[sheepdog-users] monitor cluster to avoid corruption
Liu Yuan
namei.unix at gmail.com
Sat Dec 15 11:44:46 CET 2012
On 12/14/2012 10:39 PM, Valerio Pachera wrote:
> *If it happens to write till the end of the cluster, the disk get corrupted*
> collie vdi check test
> Failed to read, No object found
>
> I've been testing with only 1 vdi and 1 guest.
> If we have more disks, they might get corrupted as well.
>
> Correct me if I'm wrong, but the only thing it can be done is to
> delete the vdi disk.
>
This should be fixed by the QEMU patch I mentioned.
> To monitor when the cluster is getting full, we have
> collie node info
>
> It's pretty easy if we have nodes all with the same amount of space,
> we just have to look at the 'Total' percentage or any of the disk.

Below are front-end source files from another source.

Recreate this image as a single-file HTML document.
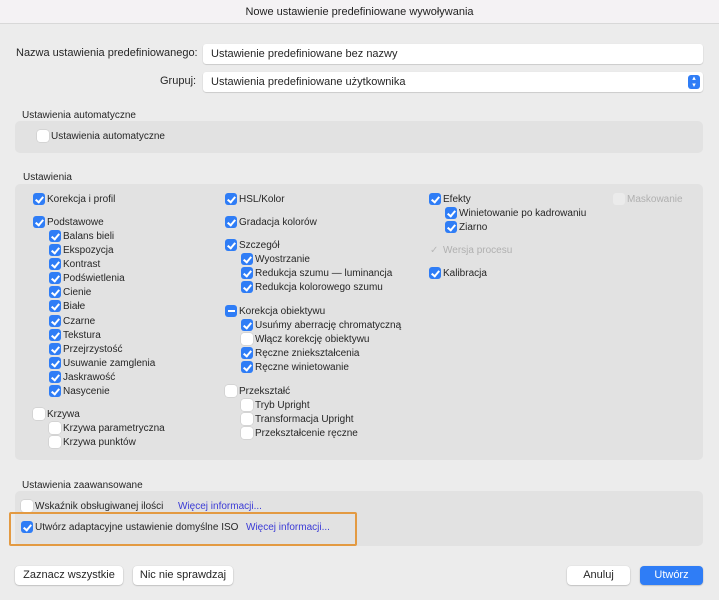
<!DOCTYPE html>
<html><head><meta charset="utf-8"><style>
*{box-sizing:border-box;margin:0;padding:0}
body{width:719px;height:600px;background:#ececec;font-family:"Liberation Sans",sans-serif;font-size:10px;color:#262626;position:relative;overflow:hidden}
.t{position:absolute;white-space:nowrap}
.title{position:absolute;left:0;top:0;width:719px;height:24px;background:#f4f2f4;border-bottom:1px solid #d8d8d8;text-align:center;line-height:24px;font-size:11px;color:#222}
.panel{position:absolute;background:#e2e2e2;border-radius:5px}
.in{position:absolute;background:#fff;border-radius:3px;box-shadow:0 0.5px 1px rgba(0,0,0,.25);font-size:11px;line-height:20px;padding-left:8px}
.r{position:absolute;height:14px;line-height:14px;white-space:nowrap}
.cb{position:absolute;left:0;top:1px;width:12px;height:12px;border-radius:3px;background:#fff;box-shadow:0 0 0 .5px rgba(0,0,0,.12)}
.cb.c{background:#2f7df6;box-shadow:none}
.cb.c::after{content:"";position:absolute;left:4px;top:1.5px;width:3px;height:6px;border:solid #fff;border-width:0 2px 2px 0;transform:rotate(40deg)}
.cb.m{background:#2f7df6;box-shadow:none}
.cb.m::after{content:"";position:absolute;left:2.5px;top:5px;width:7px;height:2px;background:#fff}
.r span{position:absolute;left:14px;top:1px}
.dis{color:#b0b0b0}
.btn{position:absolute;height:19px;background:#fff;border-radius:4px;box-shadow:0 .5px 1.5px rgba(0,0,0,.3);text-align:center;line-height:19px;font-size:11px}
a{color:#3b3bd6;text-decoration:none}
</style></head><body>
<div class="title">Nowe ustawienie predefiniowane wywoływania</div>
<div class="t" style="left:16px;top:47px;font-size:11px">Nazwa ustawienia predefiniowanego:</div>
<div class="in" style="left:203px;top:44px;width:500px;height:20px">Ustawienie predefiniowane bez nazwy</div>
<div class="t" style="left:160px;top:75px;font-size:11px">Grupuj:</div>
<div class="in" style="left:203px;top:72px;width:500px;height:20px">Ustawienia predefiniowane użytkownika
<div style="position:absolute;right:3px;top:3px;width:12px;height:14px;background:#2f7df6;border-radius:3px;color:#fff;font-size:7px;line-height:7px;text-align:center">▴<br>▾</div></div>

<div class="t" style="left:22px;top:110px">Ustawienia automatyczne</div>
<div class="panel" style="left:15px;top:121px;width:688px;height:32px"></div>
<div class="r" style="left:37px;top:129px"><div class="cb"></div><span>Ustawienia automatyczne</span></div>

<div class="t" style="left:23px;top:172px">Ustawienia</div>
<div class="panel" style="left:15px;top:184px;width:688px;height:276px"></div>

<div class="r" style="left:33px;top:192px"><div class="cb c"></div><span>Korekcja i profil</span></div>
<div class="r" style="left:33px;top:215px"><div class="cb c"></div><span>Podstawowe</span></div>
<div class="r" style="left:49px;top:229px"><div class="cb c"></div><span>Balans bieli</span></div>
<div class="r" style="left:49px;top:243px"><div class="cb c"></div><span>Ekspozycja</span></div>
<div class="r" style="left:49px;top:257px"><div class="cb c"></div><span>Kontrast</span></div>
<div class="r" style="left:49px;top:271px"><div class="cb c"></div><span>Podświetlenia</span></div>
<div class="r" style="left:49px;top:285px"><div class="cb c"></div><span>Cienie</span></div>
<div class="r" style="left:49px;top:299px"><div class="cb c"></div><span>Białe</span></div>
<div class="r" style="left:49px;top:314px"><div class="cb c"></div><span>Czarne</span></div>
<div class="r" style="left:49px;top:328px"><div class="cb c"></div><span>Tekstura</span></div>
<div class="r" style="left:49px;top:342px"><div class="cb c"></div><span>Przejrzystość</span></div>
<div class="r" style="left:49px;top:356px"><div class="cb c"></div><span>Usuwanie zamglenia</span></div>
<div class="r" style="left:49px;top:370px"><div class="cb c"></div><span>Jaskrawość</span></div>
<div class="r" style="left:49px;top:384px"><div class="cb c"></div><span>Nasycenie</span></div>
<div class="r" style="left:33px;top:407px"><div class="cb"></div><span>Krzywa</span></div>
<div class="r" style="left:49px;top:421px"><div class="cb"></div><span>Krzywa parametryczna</span></div>
<div class="r" style="left:49px;top:435px"><div class="cb"></div><span>Krzywa punktów</span></div>

<div class="r" style="left:225px;top:192px"><div class="cb c"></div><span>HSL/Kolor</span></div>
<div class="r" style="left:225px;top:215px"><div class="cb c"></div><span>Gradacja kolorów</span></div>
<div class="r" style="left:225px;top:238px"><div class="cb c"></div><span>Szczegół</span></div>
<div class="r" style="left:241px;top:252px"><div class="cb c"></div><span>Wyostrzanie</span></div>
<div class="r" style="left:241px;top:266px"><div class="cb c"></div><span>Redukcja szumu — luminancja</span></div>
<div class="r" style="left:241px;top:280px"><div class="cb c"></div><span>Redukcja kolorowego szumu</span></div>
<div class="r" style="left:225px;top:304px"><div class="cb m"></div><span>Korekcja obiektywu</span></div>
<div class="r" style="left:241px;top:318px"><div class="cb c"></div><span>Usuńmy aberrację chromatyczną</span></div>
<div class="r" style="left:241px;top:332px"><div class="cb"></div><span>Włącz korekcję obiektywu</span></div>
<div class="r" style="left:241px;top:346px"><div class="cb c"></div><span>Ręczne zniekształcenia</span></div>
<div class="r" style="left:241px;top:360px"><div class="cb c"></div><span>Ręczne winietowanie</span></div>
<div class="r" style="left:225px;top:384px"><div class="cb"></div><span>Przekształć</span></div>
<div class="r" style="left:241px;top:398px"><div class="cb"></div><span>Tryb Upright</span></div>
<div class="r" style="left:241px;top:412px"><div class="cb"></div><span>Transformacja Upright</span></div>
<div class="r" style="left:241px;top:426px"><div class="cb"></div><span>Przekształcenie ręczne</span></div>

<div class="r" style="left:429px;top:192px"><div class="cb c"></div><span>Efekty</span></div>
<div class="r" style="left:445px;top:206px"><div class="cb c"></div><span>Winietowanie po kadrowaniu</span></div>
<div class="r" style="left:445px;top:220px"><div class="cb c"></div><span>Ziarno</span></div>
<div class="r dis" style="left:429px;top:243px"><span style="left:1px;color:#b8b8b8">✓</span><span>Wersja procesu</span></div>
<div class="r" style="left:429px;top:266px"><div class="cb c"></div><span>Kalibracja</span></div>
<div class="r dis" style="left:613px;top:192px"><div class="cb" style="background:#ebebeb;box-shadow:none"></div><span>Maskowanie</span></div>

<div class="t" style="left:22px;top:480px">Ustawienia zaawansowane</div>
<div class="panel" style="left:15px;top:491px;width:688px;height:55px"></div>
<div class="r" style="left:21px;top:499px"><div class="cb"></div><span>Wskaźnik obsługiwanej ilości</span></div>
<a class="t" style="left:178px;top:501px">Więcej informacji...</a>
<div class="r" style="left:21px;top:520px"><div class="cb c"></div><span>Utwórz adaptacyjne ustawienie domyślne ISO</span></div>
<a class="t" style="left:246px;top:522px">Więcej informacji...</a>
<div style="position:absolute;left:9px;top:512px;width:348px;height:34px;border:2px solid #e39a42;border-radius:2px"></div>

<div class="btn" style="left:15px;top:566px;width:108px">Zaznacz wszystkie</div>
<div class="btn" style="left:133px;top:566px;width:100px">Nic nie sprawdzaj</div>
<div class="btn" style="left:567px;top:566px;width:63px">Anuluj</div>
<div class="btn" style="left:640px;top:566px;width:63px;background:#2f7df6;color:#fff">Utwórz</div>
</body></html>
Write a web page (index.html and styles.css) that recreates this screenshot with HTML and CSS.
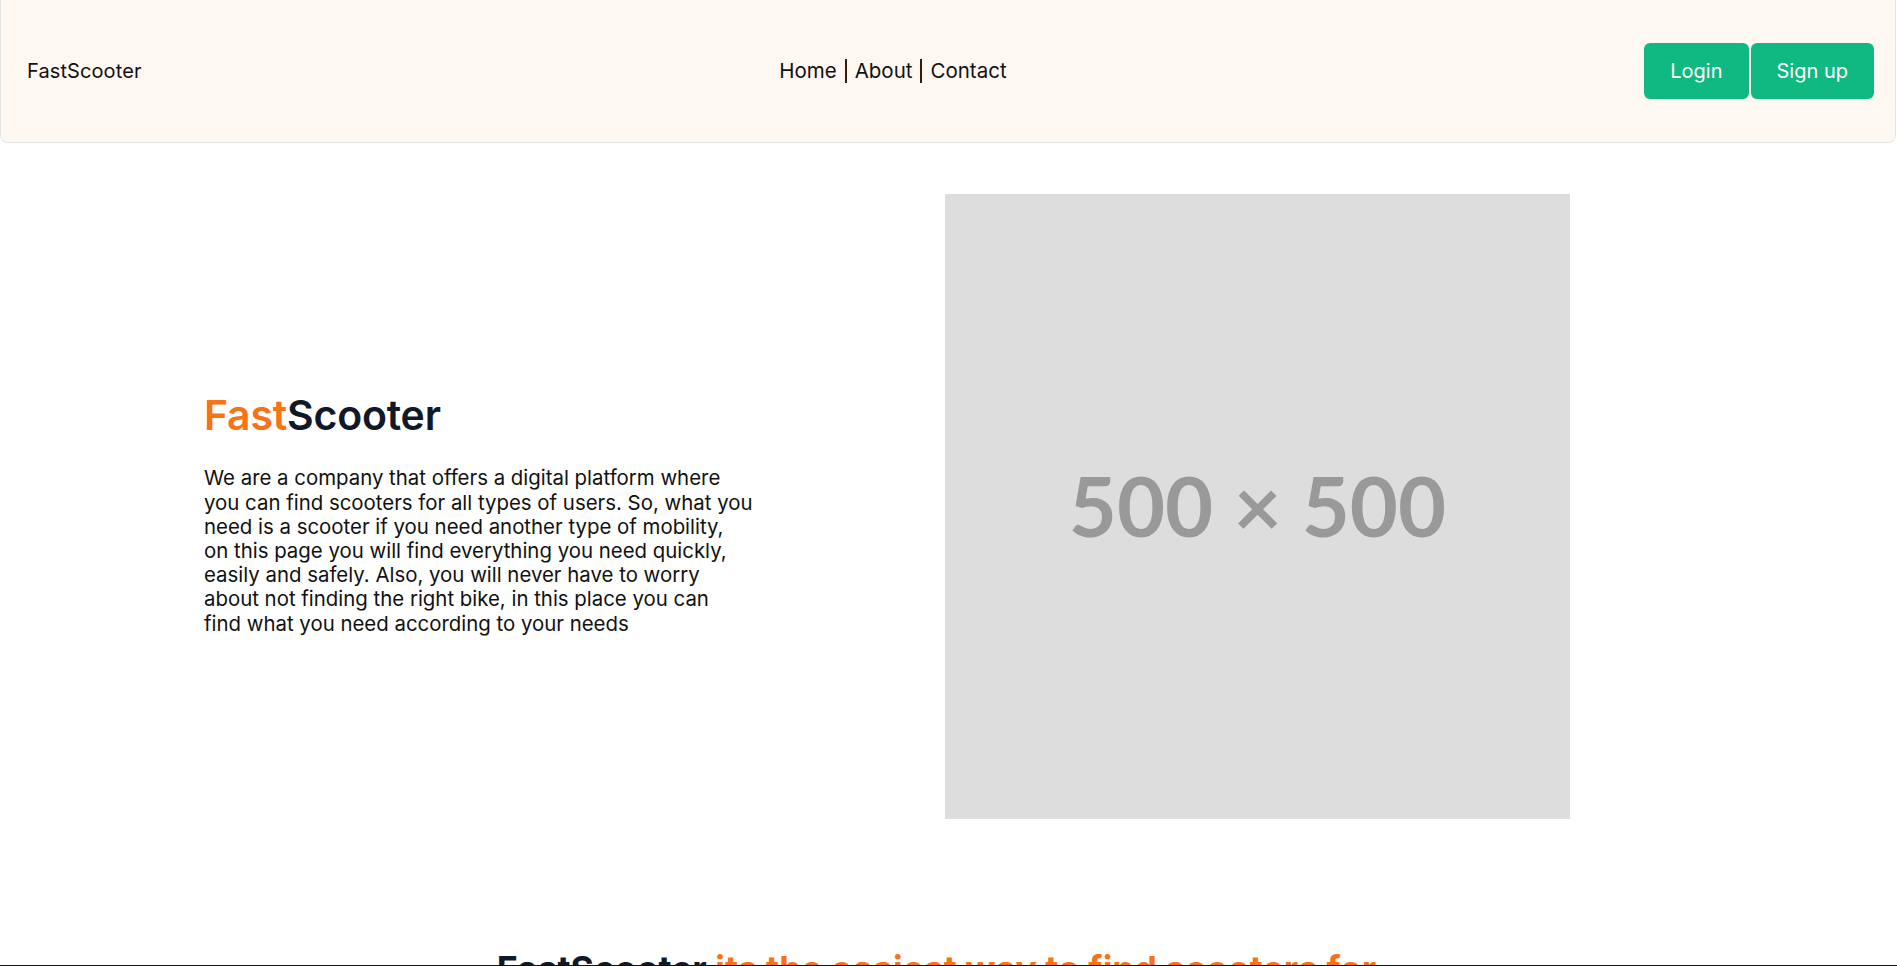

> It gets more difficult when we have different node sizes.
>
> Here is an example, after I've been writing 512M (formated with 2 copies)
> ---
> collie node info
> Id Size Used Use%
> 0 982 MB 196 MB 19%
> 1 982 MB 160 MB 16%
> 2 982 MB 204 MB 20%
> 3 10.0 GB 528 MB 5%
> Total 13 GB 1.1 GB 8%
> Total virtual image size 10 GB
> ---
>
> And here is the same cluster after I've been writing data till filling
> up all the available space.
> ---
> fino in fondo
> collie node info
> Id Size Used Use%
> 0 982 MB 980 MB 99%
> 1 982 MB 796 MB 81%
> 2 982 MB 952 MB 96%
> 3 10.0 GB 2.5 GB 25%
> Total 13 GB 5.2 GB 40%
> Total virtual image size 10 GB
> ---
>
> *Obviously we can't look at the 'Total' percentage to understand when
> the cluster is getting full.*
With nodes of different size, sheep just try its best to balance the
data over all nodes. Sheepdog internally use a hash function to store
objects on to nodes and this is kind of hash collision problem. We have
make use of virtual nodes to mitigate this problem and it works well
with multiple images(The more the better). But for a single VM, I think
it fails its goal. Well, single VM usage isn't practical.
Please try to test a more practical case, for e.g, to run dozens of VMs.
If data aren't balanced well, we need to fix sheep then.
> Think of a different scenario with several different node sizes (1T,
> 500G, 2T, 750G....).
> I bet you to find out the total amount of available space and, more
> important, the total free space (percentage) of the cluster.
>
> May it be possible to print the 'Total relative available space ' and
> the respective percentage?
> The actual 'Total' is just the sum of the devices.
> If not, may you please tell me how to calculate it?
>
> *Is it going to be possible to avoid disk corruption?*
>
I think in this case, admins should parse percentage of every node and
set the greatest one as out of space indicator.